Improved Convergence: K-Means converges more efficiently when the data is scaled, leading to better results in fewer iterations.

In [None]:
# Normalizing the RFM data for clustering
from sklearn.preprocessing import StandardScaler
from sklearn.cluster import KMeans

scaler = StandardScaler()
rfm_normalized = scaler.fit_transform(rfm[['Recency', 'Frequency', 'Monetary']])

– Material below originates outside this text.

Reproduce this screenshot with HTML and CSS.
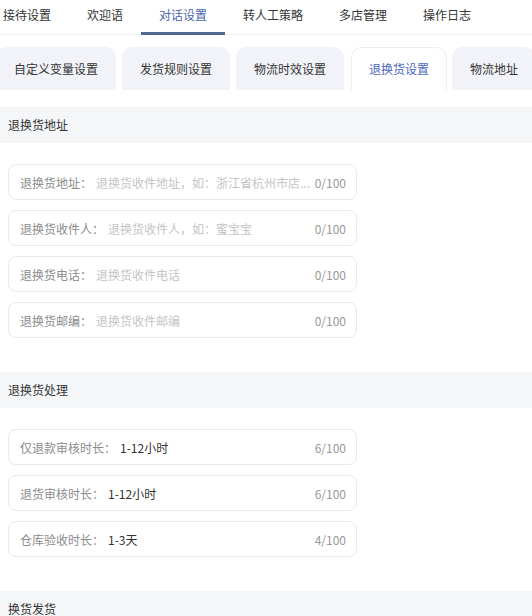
FILE: index.html
```html
<!DOCTYPE html>
<html lang="zh-CN">
<head>
<meta charset="utf-8">
<title>退换货设置</title>
<link rel="stylesheet" href="styles.css">
</head>
<body>
<div class="page">
  <nav class="main-tabs">
    <a class="main-tab">接待设置</a>
    <a class="main-tab">欢迎语</a>
    <a class="main-tab is-active">对话设置</a>
    <a class="main-tab">转人工策略</a>
    <a class="main-tab">多店管理</a>
    <a class="main-tab">操作日志</a>
  </nav>

  <div class="sub-tabs">
    <a class="sub-tab">自定义变量设置</a>
    <a class="sub-tab">发货规则设置</a>
    <a class="sub-tab">物流时效设置</a>
    <a class="sub-tab is-active">退换货设置</a>
    <a class="sub-tab">物流地址</a>
  </div>

  <section class="section">
    <h2 class="section-title">退换货地址</h2>
    <div class="fields">
      <div class="field"><span class="field-label">退换货地址：</span><span class="field-input is-placeholder">退换货收件地址，如：浙江省杭州市店...</span><span class="field-count">0/100</span></div>
      <div class="field"><span class="field-label">退换货收件人：</span><span class="field-input is-placeholder">退换货收件人，如：蜜宝宝</span><span class="field-count">0/100</span></div>
      <div class="field"><span class="field-label">退换货电话：</span><span class="field-input is-placeholder">退换货收件电话</span><span class="field-count">0/100</span></div>
      <div class="field"><span class="field-label">退换货邮编：</span><span class="field-input is-placeholder">退换货收件邮编</span><span class="field-count">0/100</span></div>
    </div>
  </section>

  <section class="section">
    <h2 class="section-title">退换货处理</h2>
    <div class="fields">
      <div class="field"><span class="field-label">仅退款审核时长：</span><span class="field-input">1-12小时</span><span class="field-count">6/100</span></div>
      <div class="field"><span class="field-label">退货审核时长：</span><span class="field-input">1-12小时</span><span class="field-count">6/100</span></div>
      <div class="field"><span class="field-label">仓库验收时长：</span><span class="field-input">1-3天</span><span class="field-count">4/100</span></div>
    </div>
  </section>

  <section class="section">
    <h2 class="section-title">换货发货</h2>
  </section>
</div>
</body>
</html>
```

FILE: styles.css
```css
html, body {
  margin: 0;
  padding: 0;
  background: #ffffff;
}

body {
  font-family: "Noto Sans CJK SC", "Noto Sans", sans-serif;
  font-size: 12px;
  color: #333333;
}

.page {
  width: 532px;
  overflow: hidden;
}

/* main tabs */
.main-tabs {
  display: flex;
  height: 34px;
  border-bottom: 1px solid #eef0f3;
  margin-left: -15px;
}

.main-tab {
  position: relative;
  padding: 0 18px;
  line-height: 30px;
  font-size: 12px;
  color: #333333;
  white-space: nowrap;
}

.main-tab.is-active {
  color: #4a66ad;
}

.main-tab.is-active::after {
  content: "";
  position: absolute;
  left: 0;
  right: 0;
  bottom: -1px;
  height: 3px;
  background: #53668f;
}

/* sub tabs */
.sub-tabs {
  display: flex;
  gap: 6px;
  margin-top: 12px;
  margin-left: -4px;
}

.sub-tab {
  flex: none;
  height: 43px;
  line-height: 43px;
  padding: 0 18px;
  border-radius: 11px 11px 0 0;
  background: #f2f3f8;
  color: #333333;
  white-space: nowrap;
  box-sizing: border-box;
}

.sub-tab.is-active {
  background: #ffffff;
  border: 1px solid #eceef3;
  border-bottom: none;
  line-height: 42px;
  padding: 0 17px;
  width: 96px;
  margin-left: 1px;
  margin-right: -1px;
  color: #4a68c0;
}

/* sections */
.section {
  margin-top: 34px;
}

.sub-tabs + .section {
  margin-top: 17px;
}

.section-title {
  margin: 0;
  height: 36px;
  line-height: 36px;
  padding-left: 8px;
  background: #f5f6f8;
  font-size: 12px;
  font-weight: normal;
  color: #333333;
}

.fields {
  display: flex;
  flex-direction: column;
  gap: 10px;
  padding: 21px 0 0 8px;
}

.field {
  display: flex;
  align-items: center;
  width: 349px;
  height: 36px;
  box-sizing: border-box;
  padding: 0 10px 0 11px;
  border: 1px solid #e8e9ec;
  border-radius: 8px;
}

.field-label {
  flex: none;
  color: #8c8c8c;
  margin-right: 4px;
}

.field-input {
  flex: 1;
  min-width: 0;
  white-space: nowrap;
  color: #333333;
}

.field-input.is-placeholder {
  color: #c4c4c6;
}

.field-count {
  flex: none;
  margin-left: 2px;
  color: #999999;
}
```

# Applying K-Means clustering to segment customers
kmeans = KMeans(n_clusters=4, init='k-means++', max_iter=300, n_init=10, random_state=0)
rfm['Cluster'] = kmeans.fit_predict(rfm_normalized)

**Cluster Summary:**
- Cluster 0: Core Customers
- Cluster 1: New Customers
- Cluster 2: Loyal Customers
- Cluster 3: Low Priority Customers

## Segmenting Using RFM Scores

### Calculating RFM Scores

In [None]:
# Splitting RFM data into quartiles and assigning scores (higher is better)
r_quarters = rfm['Recency'].quantile(q=[0.0, 0.25,0.5,0.75, 1]).to_list()
f_quarters = rfm['Frequency'].quantile(q=[0.0, 0.4,0.6,0.75, 1]).to_list()
m_quarters = rfm['Monetary'].quantile(q=[0.0, 0.25,0.5,0.75, 1]).to_list()

rfm['r_score'] = pd.cut(rfm['Recency'], bins=r_quarters, labels=[4,3,2,1],include_lowest=True)
rfm['f_score'] = pd.cut(rfm['Frequency'], bins=f_quarters, labels=[1,2,3,4],include_lowest=True)
rfm['m_score'] = pd.cut(rfm['Monetary'], bins=m_quarters, labels=[1,2,3,4],include_lowest=True)
rfm['rfm_score'] = rfm['r_score'].astype(str) + rfm['f_score'].astype(str) + rfm['m_score'].astype(str)

### RFM Segment Mapping

In [None]:
# Mapping the RFM scores to meaningful segments for better interpretation
agg_map = {
    r'444': '01_core',
    r'[3-4][3-4][3-4]': '02_loyal_large',
    r'[3-4][3-4][1-2]': '02_loyal_small',
    r'[3-4][1-2][3-4]': '03_new_large',
    r'[3-4][1-2][1-2]': '03_new_small',
    r'[1-2][3-4][3-4]': '04_lost_loyal_large',
    r'[1-2][3-4][1-2]': '04_lost_loyal_small',
    r'[1-2][1-2][3-4]': '05_promising',
    r'[1-2][1-2][1-2]': '06_low_priority',
}

rfm['RFM_segment'] = rfm['rfm_score'].replace(agg_map, regex=True)

## Final note

Clustering and RFM segmentation provide insights into customer behavior, aiding in targeted marketing strategies.